*WHAT YOU HAVE TO DO*. Every line below is to be copied exactly, with the pictures left out.

*DATA SHOWN*.
=======

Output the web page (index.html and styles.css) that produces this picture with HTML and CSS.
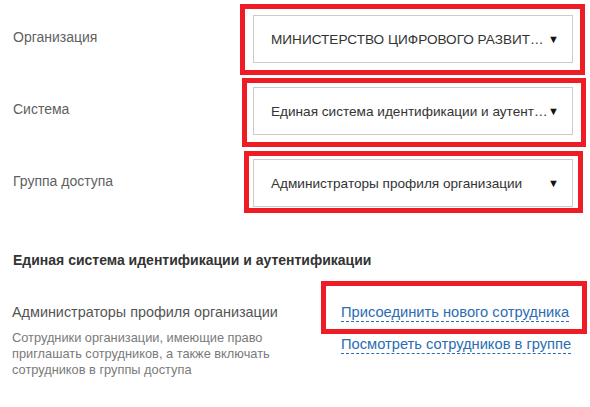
FILE: index.html
```html
<!DOCTYPE html>
<html lang="ru">
<head>
<meta charset="utf-8">
<link rel="stylesheet" href="styles.css">
</head>
<body>
<div class="page">
  <div class="form">
    <div class="label">Организация</div>
    <div class="field">
      <div class="select"><span class="value">МИНИСТЕРСТВО ЦИФРОВОГО РАЗВИТИЯ, СВЯЗИ И МАССОВЫХ КОММУНИКАЦИЙ</span><span class="arrow">▼</span></div>
      <div class="hl hl-1"></div>
    </div>
    <div class="label">Система</div>
    <div class="field">
      <div class="select"><span class="value">Единая система идентификации и аутентификации</span><span class="arrow">▼</span></div>
      <div class="hl hl-2"></div>
    </div>
    <div class="label">Группа доступа</div>
    <div class="field">
      <div class="select"><span class="value">Администраторы профиля организации</span><span class="arrow">▼</span></div>
      <div class="hl hl-3"></div>
    </div>
  </div>

  <h2 class="section-title">Единая система идентификации и аутентификации</h2>

  <div class="group">
    <div class="group-info">
      <div class="group-name">Администраторы профиля организации</div>
      <div class="group-desc">Сотрудники организации, имеющие право приглашать сотрудников, а также включать сотрудников в группы доступа</div>
    </div>
    <div class="group-links">
      <div class="link-wrap">
        <a class="link" href="#">Присоединить нового сотрудника</a>
        <div class="hl hl-4"></div>
      </div>
      <div class="link-wrap">
        <a class="link" href="#">Посмотреть сотрудников в группе</a>
      </div>
    </div>
  </div>
</div>
</body>
</html>
```
FILE: styles.css
```css
html, body {
  margin: 0;
  padding: 0;
  background: #ffffff;
}
body {
  font-family: "Liberation Sans", Arial, sans-serif;
  color: #333333;
}
.page {
  padding: 15px 0 0 12px;
  width: 561px;
}
.form {
  display: grid;
  grid-template-columns: 241px 320px;
  row-gap: 24px;
  align-items: center;
}
.label {
  font-size: 14px;
  color: #5f5f5f;
  margin-top: -4px;
  padding-left: 1px;
}
.field {
  position: relative;
}
.select {
  box-sizing: border-box;
  height: 48px;
  border: 1px solid #cccccc;
  display: flex;
  align-items: center;
  padding: 0 16px 0 17px;
  font-size: 13.6px;
  color: #333333;
  background: #fff;
}
.value {
  flex: 1;
  min-width: 0;
  white-space: nowrap;
  overflow: hidden;
  text-overflow: ellipsis;
}
.arrow {
  font-size: 11px;
  color: #111;
  width: 8px;
  flex: none;
}
.hl {
  position: absolute;
  border: 5px solid #ee1d25;
  pointer-events: none;
}
.hl-1 { top: -11px; left: -13px; right: -12px; bottom: -12px; }
.hl-2 { top: -9px; left: -11px; right: -13px; bottom: -12px; }
.hl-3 { top: -8px; left: -9px; right: -10px; bottom: -6px; }
.hl-4 { top: -22px; left: -20px; right: -16px; bottom: -13px; }
.section-title {
  margin: 44px 0 0 1px;
  font-size: 14px;
  font-weight: bold;
  color: #333333;
  line-height: 18px;
}
.group {
  display: flex;
  margin-top: 34px;
}
.group-info {
  width: 329px;
  flex: none;
}
.group-name {
  font-size: 14.4px;
  color: #555555;
  line-height: 18px;
}
.group-desc {
  margin-top: 9px;
  font-size: 12.8px;
  line-height: 16px;
  color: #7a7a7a;
  width: 275px;
}
.group-links {
  display: flex;
  flex-direction: column;
  gap: 14px;
}
.link-wrap {
  position: relative;
}
.link {
  font-size: 14.7px;
  color: #2a6db3;
  text-decoration: none;
  border-bottom: 1px dashed #2a6db3;
  line-height: 18px;
  padding-bottom: 1px;
}
```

=======

*REPLY TO THE TASK*.
Output the web page (index.html and styles.css) that produces this picture with HTML and CSS.
FILE: index.html
```html
<!DOCTYPE html>
<html lang="ru">
<head>
<meta charset="utf-8">
<link rel="stylesheet" href="styles.css">
</head>
<body>
<div class="page">
  <div class="form">
    <div class="label">Организация</div>
    <div class="field">
      <div class="select"><span class="value">МИНИСТЕРСТВО ЦИФРОВОГО РАЗВИТИЯ, СВЯЗИ И МАССОВЫХ КОММУНИКАЦИЙ</span><span class="arrow">▼</span></div>
      <div class="hl hl-1"></div>
    </div>
    <div class="label">Система</div>
    <div class="field">
      <div class="select"><span class="value">Единая система идентификации и аутентификации</span><span class="arrow">▼</span></div>
      <div class="hl hl-2"></div>
    </div>
    <div class="label">Группа доступа</div>
    <div class="field">
      <div class="select"><span class="value">Администраторы профиля организации</span><span class="arrow">▼</span></div>
      <div class="hl hl-3"></div>
    </div>
  </div>

  <h2 class="section-title">Единая система идентификации и аутентификации</h2>

  <div class="group">
    <div class="group-info">
      <div class="group-name">Администраторы профиля организации</div>
      <div class="group-desc">Сотрудники организации, имеющие право приглашать сотрудников, а также включать сотрудников в группы доступа</div>
    </div>
    <div class="group-links">
      <div class="link-wrap">
        <a class="link" href="#">Присоединить нового сотрудника</a>
        <div class="hl hl-4"></div>
      </div>
      <div class="link-wrap">
        <a class="link" href="#">Посмотреть сотрудников в группе</a>
      </div>
    </div>
  </div>
</div>
</body>
</html>
```
FILE: styles.css
```css
html, body {
  margin: 0;
  padding: 0;
  background: #ffffff;
}
body {
  font-family: "Liberation Sans", Arial, sans-serif;
  color: #333333;
}
.page {
  padding: 15px 0 0 12px;
  width: 561px;
}
.form {
  display: grid;
  grid-template-columns: 241px 320px;
  row-gap: 24px;
  align-items: center;
}
.label {
  font-size: 14px;
  color: #5f5f5f;
  margin-top: -4px;
  padding-left: 1px;
}
.field {
  position: relative;
}
.select {
  box-sizing: border-box;
  height: 48px;
  border: 1px solid #cccccc;
  display: flex;
  align-items: center;
  padding: 0 16px 0 17px;
  font-size: 13.6px;
  color: #333333;
  background: #fff;
}
.value {
  flex: 1;
  min-width: 0;
  white-space: nowrap;
  overflow: hidden;
  text-overflow: ellipsis;
}
.arrow {
  font-size: 11px;
  color: #111;
  width: 8px;
  flex: none;
}
.hl {
  position: absolute;
  border: 5px solid #ee1d25;
  pointer-events: none;
}
.hl-1 { top: -11px; left: -13px; right: -12px; bottom: -12px; }
.hl-2 { top: -9px; left: -11px; right: -13px; bottom: -12px; }
.hl-3 { top: -8px; left: -9px; right: -10px; bottom: -6px; }
.hl-4 { top: -22px; left: -20px; right: -16px; bottom: -13px; }
.section-title {
  margin: 44px 0 0 1px;
  font-size: 14px;
  font-weight: bold;
  color: #333333;
  line-height: 18px;
}
.group {
  display: flex;
  margin-top: 34px;
}
.group-info {
  width: 329px;
  flex: none;
}
.group-name {
  font-size: 14.4px;
  color: #555555;
  line-height: 18px;
}
.group-desc {
  margin-top: 9px;
  font-size: 12.8px;
  line-height: 16px;
  color: #7a7a7a;
  width: 275px;
}
.group-links {
  display: flex;
  flex-direction: column;
  gap: 14px;
}
.link-wrap {
  position: relative;
}
.link {
  font-size: 14.7px;
  color: #2a6db3;
  text-decoration: none;
  border-bottom: 1px dashed #2a6db3;
  line-height: 18px;
  padding-bottom: 1px;
}
```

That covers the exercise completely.